Cette cérémonie, c'est un hommage mais c'est aussi un espoir. Car ce que les morts nous demandent, comme le disait si bien Pierre Brossolette, ce n'est pas de les plaindre, c'est de les continuer. Les continuer, c'est conserver vivante et vibrante leur mémoire, à l'heure où les témoins de 14 ne sont plus, et où ceux de 40 s'éteignent. C'est de faire connaître ce qu'ils furent, leur histoire, leurs histoires. De transmettre leurs valeurs, ce pour quoi ils combattirent et moururent, et c'est le rôle de l'école. Dans les années qui viennent, la France entamera un long cycle de commémoration des deux guerres qui bouleversèrent l'Europe et le monde. L'éducation nationale y sera pleinement associée. Par le souvenir et la mémoire, mais surtout, parce que c'est sa mission propre, par le savoir et par l'histoire.

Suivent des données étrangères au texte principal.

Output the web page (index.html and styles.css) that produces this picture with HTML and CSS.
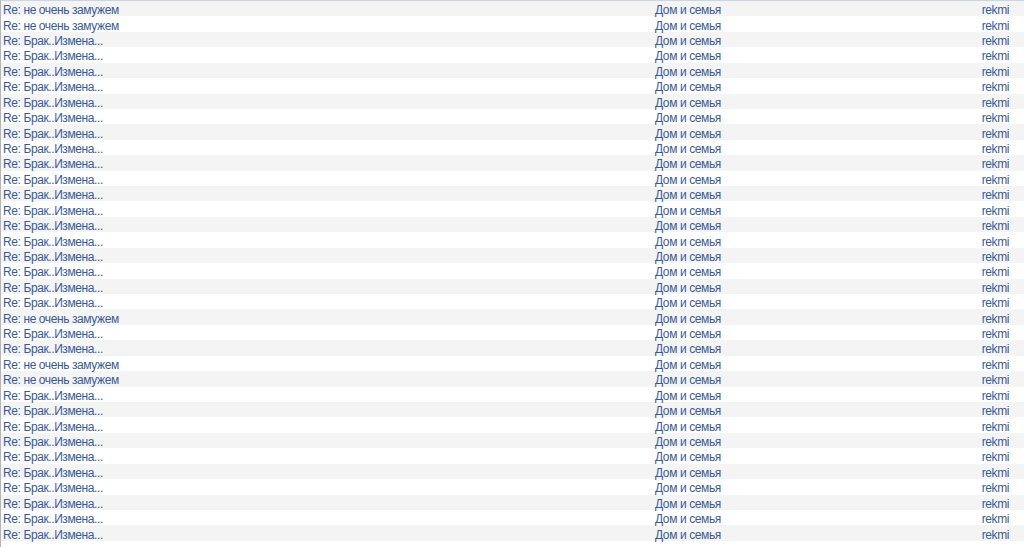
FILE: index.html
```html
<!DOCTYPE html>
<html lang="ru">
<head>
<meta charset="utf-8">
<title>Темы</title>
<link rel="stylesheet" href="styles.css">
</head>
<body>
<div class="list">
<table class="topics">
<tbody>
<tr><td class="t">Re: не очень замужем</td><td class="c">Дом и семья</td><td class="a">rekmi</td></tr>
<tr><td class="t">Re: не очень замужем</td><td class="c">Дом и семья</td><td class="a">rekmi</td></tr>
<tr><td class="t">Re: Брак..Измена...</td><td class="c">Дом и семья</td><td class="a">rekmi</td></tr>
<tr><td class="t">Re: Брак..Измена...</td><td class="c">Дом и семья</td><td class="a">rekmi</td></tr>
<tr><td class="t">Re: Брак..Измена...</td><td class="c">Дом и семья</td><td class="a">rekmi</td></tr>
<tr><td class="t">Re: Брак..Измена...</td><td class="c">Дом и семья</td><td class="a">rekmi</td></tr>
<tr><td class="t">Re: Брак..Измена...</td><td class="c">Дом и семья</td><td class="a">rekmi</td></tr>
<tr><td class="t">Re: Брак..Измена...</td><td class="c">Дом и семья</td><td class="a">rekmi</td></tr>
<tr><td class="t">Re: Брак..Измена...</td><td class="c">Дом и семья</td><td class="a">rekmi</td></tr>
<tr><td class="t">Re: Брак..Измена...</td><td class="c">Дом и семья</td><td class="a">rekmi</td></tr>
<tr><td class="t">Re: Брак..Измена...</td><td class="c">Дом и семья</td><td class="a">rekmi</td></tr>
<tr><td class="t">Re: Брак..Измена...</td><td class="c">Дом и семья</td><td class="a">rekmi</td></tr>
<tr><td class="t">Re: Брак..Измена...</td><td class="c">Дом и семья</td><td class="a">rekmi</td></tr>
<tr><td class="t">Re: Брак..Измена...</td><td class="c">Дом и семья</td><td class="a">rekmi</td></tr>
<tr><td class="t">Re: Брак..Измена...</td><td class="c">Дом и семья</td><td class="a">rekmi</td></tr>
<tr><td class="t">Re: Брак..Измена...</td><td class="c">Дом и семья</td><td class="a">rekmi</td></tr>
<tr><td class="t">Re: Брак..Измена...</td><td class="c">Дом и семья</td><td class="a">rekmi</td></tr>
<tr><td class="t">Re: Брак..Измена...</td><td class="c">Дом и семья</td><td class="a">rekmi</td></tr>
<tr><td class="t">Re: Брак..Измена...</td><td class="c">Дом и семья</td><td class="a">rekmi</td></tr>
<tr><td class="t">Re: Брак..Измена...</td><td class="c">Дом и семья</td><td class="a">rekmi</td></tr>
<tr><td class="t">Re: не очень замужем</td><td class="c">Дом и семья</td><td class="a">rekmi</td></tr>
<tr><td class="t">Re: Брак..Измена...</td><td class="c">Дом и семья</td><td class="a">rekmi</td></tr>
<tr><td class="t">Re: Брак..Измена...</td><td class="c">Дом и семья</td><td class="a">rekmi</td></tr>
<tr><td class="t">Re: не очень замужем</td><td class="c">Дом и семья</td><td class="a">rekmi</td></tr>
<tr><td class="t">Re: не очень замужем</td><td class="c">Дом и семья</td><td class="a">rekmi</td></tr>
<tr><td class="t">Re: Брак..Измена...</td><td class="c">Дом и семья</td><td class="a">rekmi</td></tr>
<tr><td class="t">Re: Брак..Измена...</td><td class="c">Дом и семья</td><td class="a">rekmi</td></tr>
<tr><td class="t">Re: Брак..Измена...</td><td class="c">Дом и семья</td><td class="a">rekmi</td></tr>
<tr><td class="t">Re: Брак..Измена...</td><td class="c">Дом и семья</td><td class="a">rekmi</td></tr>
<tr><td class="t">Re: Брак..Измена...</td><td class="c">Дом и семья</td><td class="a">rekmi</td></tr>
<tr><td class="t">Re: Брак..Измена...</td><td class="c">Дом и семья</td><td class="a">rekmi</td></tr>
<tr><td class="t">Re: Брак..Измена...</td><td class="c">Дом и семья</td><td class="a">rekmi</td></tr>
<tr><td class="t">Re: Брак..Измена...</td><td class="c">Дом и семья</td><td class="a">rekmi</td></tr>
<tr><td class="t">Re: Брак..Измена...</td><td class="c">Дом и семья</td><td class="a">rekmi</td></tr>
<tr><td class="t">Re: Брак..Измена...</td><td class="c">Дом и семья</td><td class="a">rekmi</td></tr>
</tbody>
</table>
</div>
</body>
</html>
```

FILE: styles.css
```css
html, body {
  margin: 0;
  padding: 0;
  background: #ffffff;
}

.list {
  height: 547px;
  box-sizing: border-box;
  border-top: 1px solid #cbd6e2;
  border-left: 1px solid #b4b4b4;
  overflow: hidden;
}

.topics {
  width: 100%;
  border-collapse: collapse;
  font-family: "Liberation Sans", Arial, sans-serif;
  font-size: 12px;
  letter-spacing: -0.4px;
  color: #3a5a96;
}

.topics tr {
  height: 15.43px;
}

.topics tr:nth-child(odd) {
  background: #f4f4f4;
}

.topics td {
  padding: 0;
  padding-top: 3px;
  line-height: 12px;
  white-space: nowrap;
}

.topics .t {
  padding-left: 2px;
  width: 652px;
}

.topics .c {
  text-align: left;
}

.topics .a {
  text-align: right;
  padding-right: 15px;
}
```
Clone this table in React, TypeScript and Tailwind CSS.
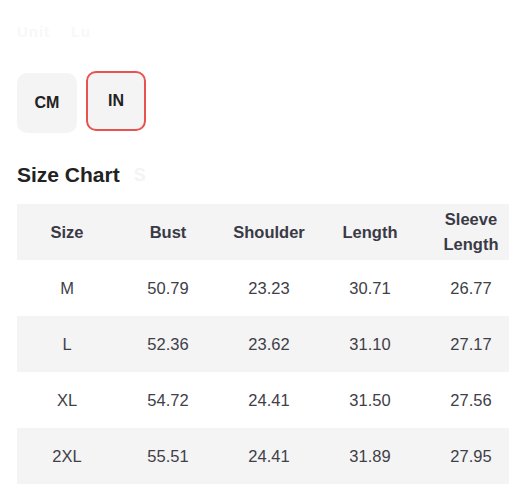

Les continuer, c'est aussi continuer leur œuvre. L'œuvre de ces pédagogues, de ces maîtres, qui furent durement touchés - je pense à Freinet, je pense à Monod, grièvement blessés au combat - et qui traversèrent les conflits avec toujours, chevillés au corps la foi dans l'éducation et le désir d'instruire, par le savoir et par l'exemple. Et je voudrais que l'on médite un instant cette phrase d'Henri Wallon, convaincu après la meurtrissure de la Première Guerre mondiale que pour "assurer au monde un avenir de paix, rien ne pourrait être plus efficace que de développer dans les jeunes générations le respect de la personne humaine par une éducation appropriée. Ainsi", disait-il, "pourront s'épanouir les sentiments de solidarité et de fraternité humaines qui sont aux antipodes de la guerre et de la violence".